## start Record list
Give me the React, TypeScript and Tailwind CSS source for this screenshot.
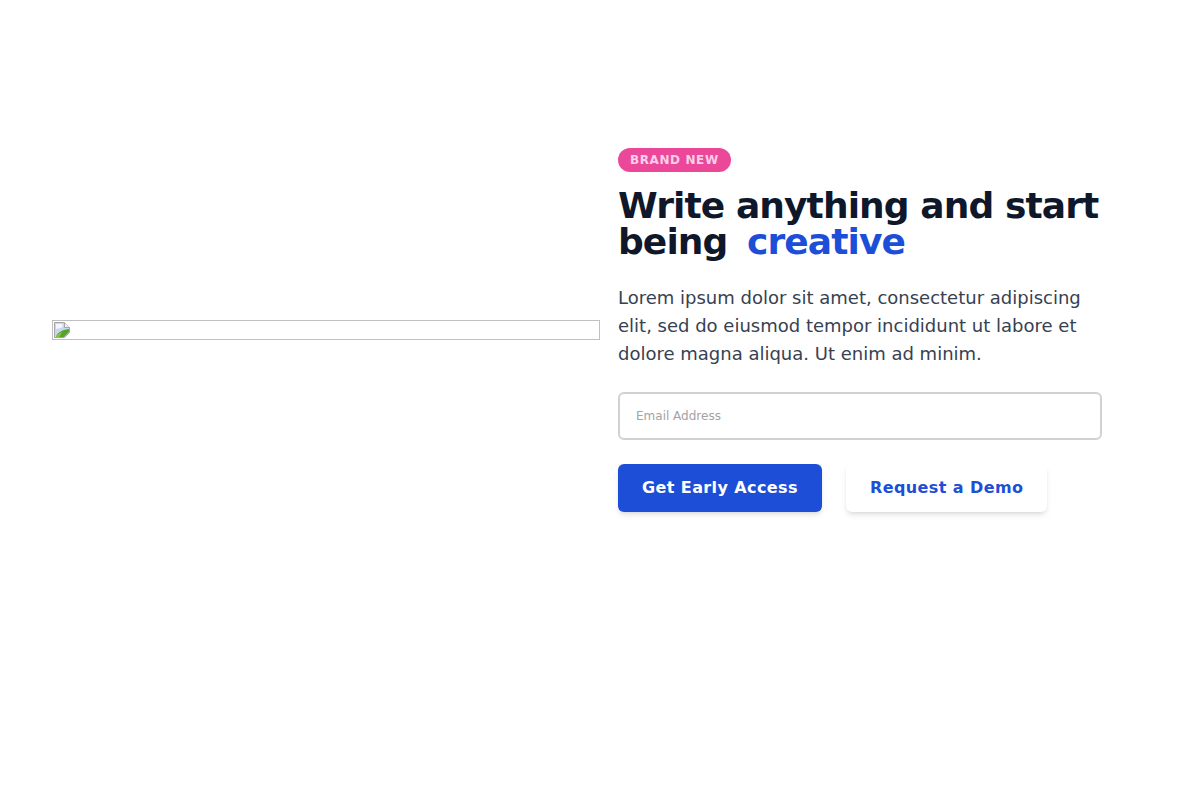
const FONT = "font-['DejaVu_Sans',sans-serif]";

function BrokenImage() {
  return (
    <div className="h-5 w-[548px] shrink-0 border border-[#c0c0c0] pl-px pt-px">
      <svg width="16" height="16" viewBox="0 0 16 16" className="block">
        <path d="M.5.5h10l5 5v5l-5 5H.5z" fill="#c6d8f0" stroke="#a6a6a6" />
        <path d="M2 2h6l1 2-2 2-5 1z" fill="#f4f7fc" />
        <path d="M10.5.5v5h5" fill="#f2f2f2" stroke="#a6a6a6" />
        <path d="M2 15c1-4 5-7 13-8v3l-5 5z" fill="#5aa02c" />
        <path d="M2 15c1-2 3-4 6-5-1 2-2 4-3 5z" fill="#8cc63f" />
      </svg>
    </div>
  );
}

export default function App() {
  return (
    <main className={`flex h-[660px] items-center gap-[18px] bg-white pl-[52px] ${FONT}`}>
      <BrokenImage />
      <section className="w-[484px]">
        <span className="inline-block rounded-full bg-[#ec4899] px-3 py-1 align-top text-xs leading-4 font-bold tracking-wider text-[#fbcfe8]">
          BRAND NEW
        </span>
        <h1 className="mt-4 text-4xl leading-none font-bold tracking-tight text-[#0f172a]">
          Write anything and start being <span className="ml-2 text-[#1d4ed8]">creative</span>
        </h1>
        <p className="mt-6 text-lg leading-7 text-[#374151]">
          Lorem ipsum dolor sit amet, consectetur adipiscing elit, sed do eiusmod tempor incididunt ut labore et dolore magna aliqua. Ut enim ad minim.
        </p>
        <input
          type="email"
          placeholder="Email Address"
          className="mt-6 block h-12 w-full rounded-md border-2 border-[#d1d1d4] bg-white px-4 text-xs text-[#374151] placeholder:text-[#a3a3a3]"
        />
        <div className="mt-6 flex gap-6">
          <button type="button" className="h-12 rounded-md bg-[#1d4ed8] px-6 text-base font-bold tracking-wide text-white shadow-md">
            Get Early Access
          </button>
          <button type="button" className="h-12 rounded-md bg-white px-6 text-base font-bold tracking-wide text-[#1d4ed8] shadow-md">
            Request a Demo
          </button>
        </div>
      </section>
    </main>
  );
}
## end Record list
## start Record list
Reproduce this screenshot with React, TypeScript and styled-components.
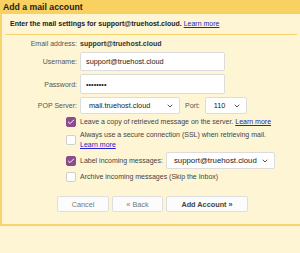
## end Record list
## start Record list
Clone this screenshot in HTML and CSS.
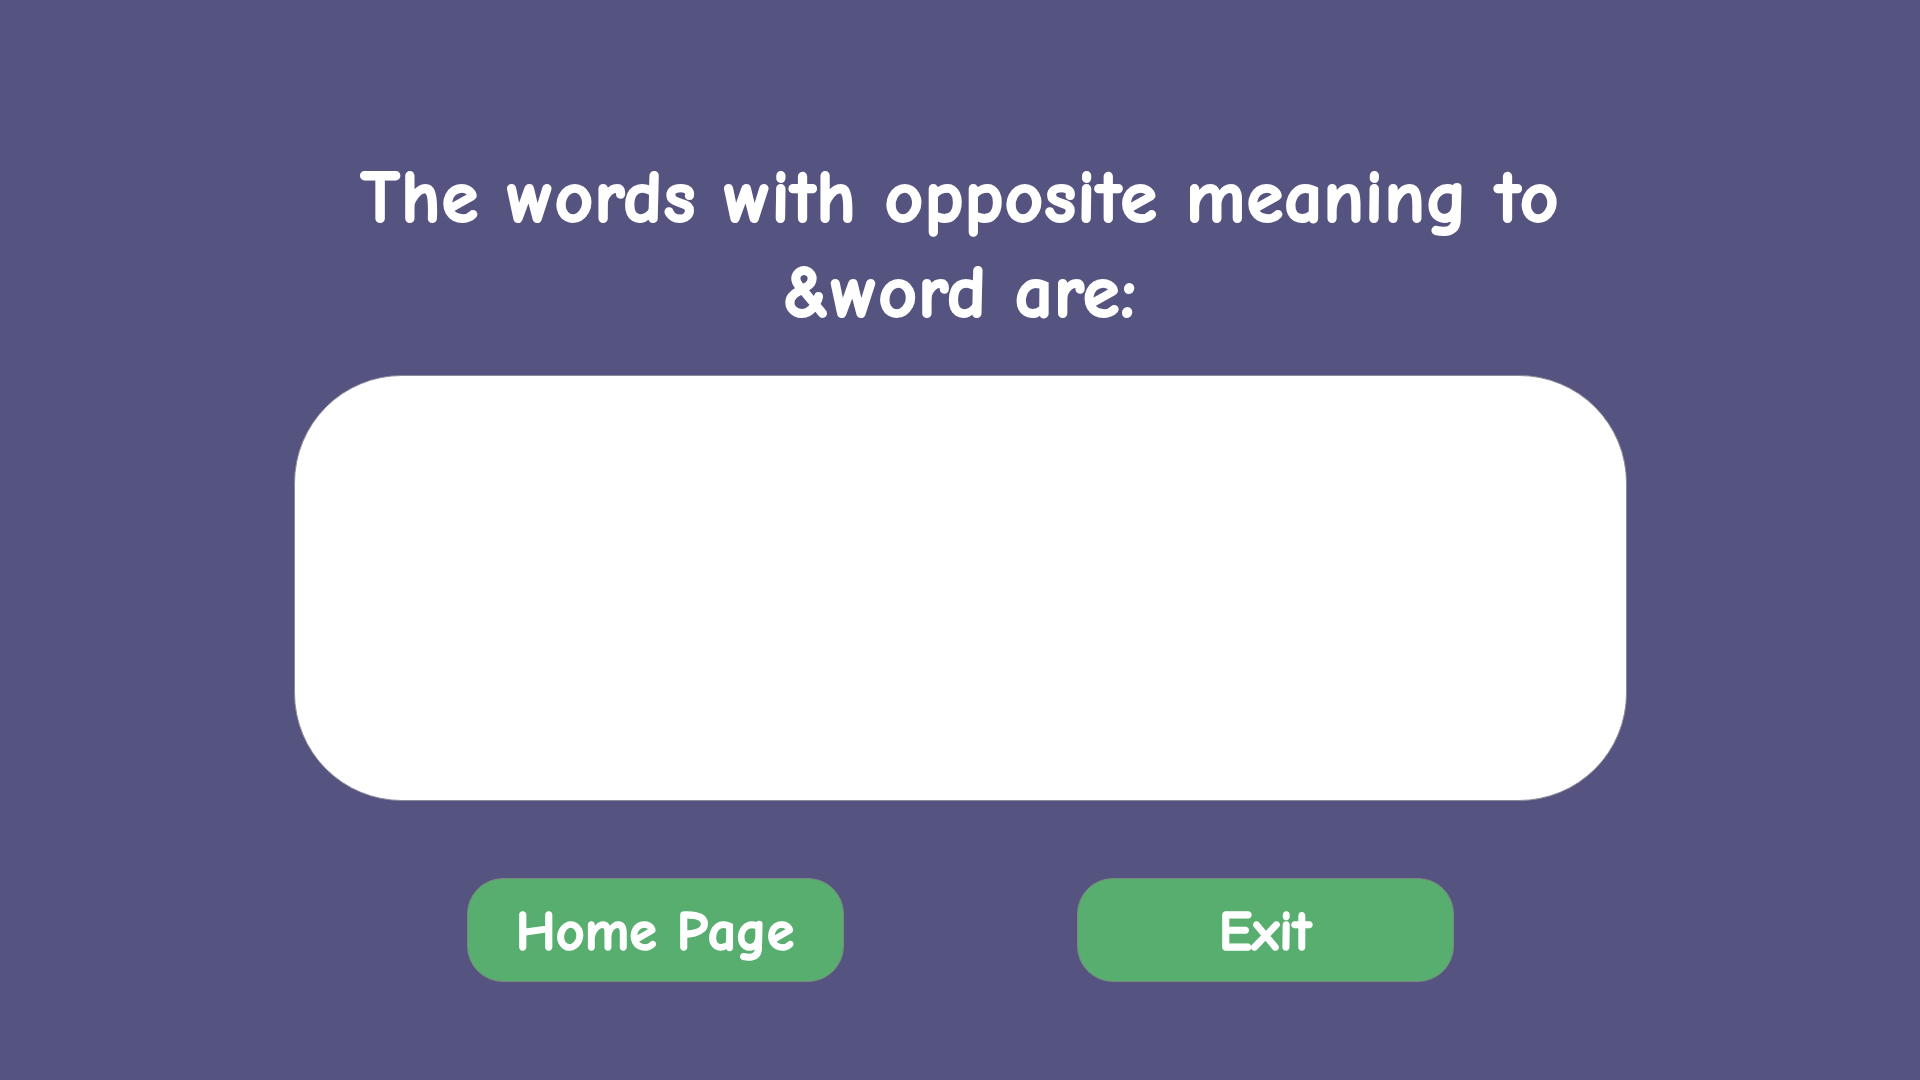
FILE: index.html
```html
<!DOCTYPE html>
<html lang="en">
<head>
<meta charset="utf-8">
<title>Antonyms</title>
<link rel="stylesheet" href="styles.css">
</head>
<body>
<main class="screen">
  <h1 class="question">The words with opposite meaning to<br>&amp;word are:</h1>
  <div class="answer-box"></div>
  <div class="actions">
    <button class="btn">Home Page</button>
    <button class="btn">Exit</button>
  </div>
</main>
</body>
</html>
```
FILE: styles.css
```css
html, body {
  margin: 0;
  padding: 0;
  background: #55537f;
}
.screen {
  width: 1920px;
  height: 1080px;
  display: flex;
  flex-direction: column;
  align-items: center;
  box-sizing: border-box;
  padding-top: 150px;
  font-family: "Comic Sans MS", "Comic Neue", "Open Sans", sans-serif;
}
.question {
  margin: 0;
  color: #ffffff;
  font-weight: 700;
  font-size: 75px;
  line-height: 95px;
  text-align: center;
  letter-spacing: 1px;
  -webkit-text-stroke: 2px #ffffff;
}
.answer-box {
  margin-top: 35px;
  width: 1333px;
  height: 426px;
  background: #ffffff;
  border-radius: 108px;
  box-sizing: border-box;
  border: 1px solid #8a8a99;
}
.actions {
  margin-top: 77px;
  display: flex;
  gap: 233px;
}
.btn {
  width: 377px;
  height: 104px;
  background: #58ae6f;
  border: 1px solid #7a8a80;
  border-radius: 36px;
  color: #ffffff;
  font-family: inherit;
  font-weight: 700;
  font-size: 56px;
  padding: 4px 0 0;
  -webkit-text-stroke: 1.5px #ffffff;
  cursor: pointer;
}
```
## end Record list
* **Instruction**: Copy each line of the listing that contains the string "with".

* **Response below**:
Reproduce this screenshot with React, TypeScript and styled-components.
  <h1 class="question">The words with opposite meaning to<br>&amp;word are:</h1>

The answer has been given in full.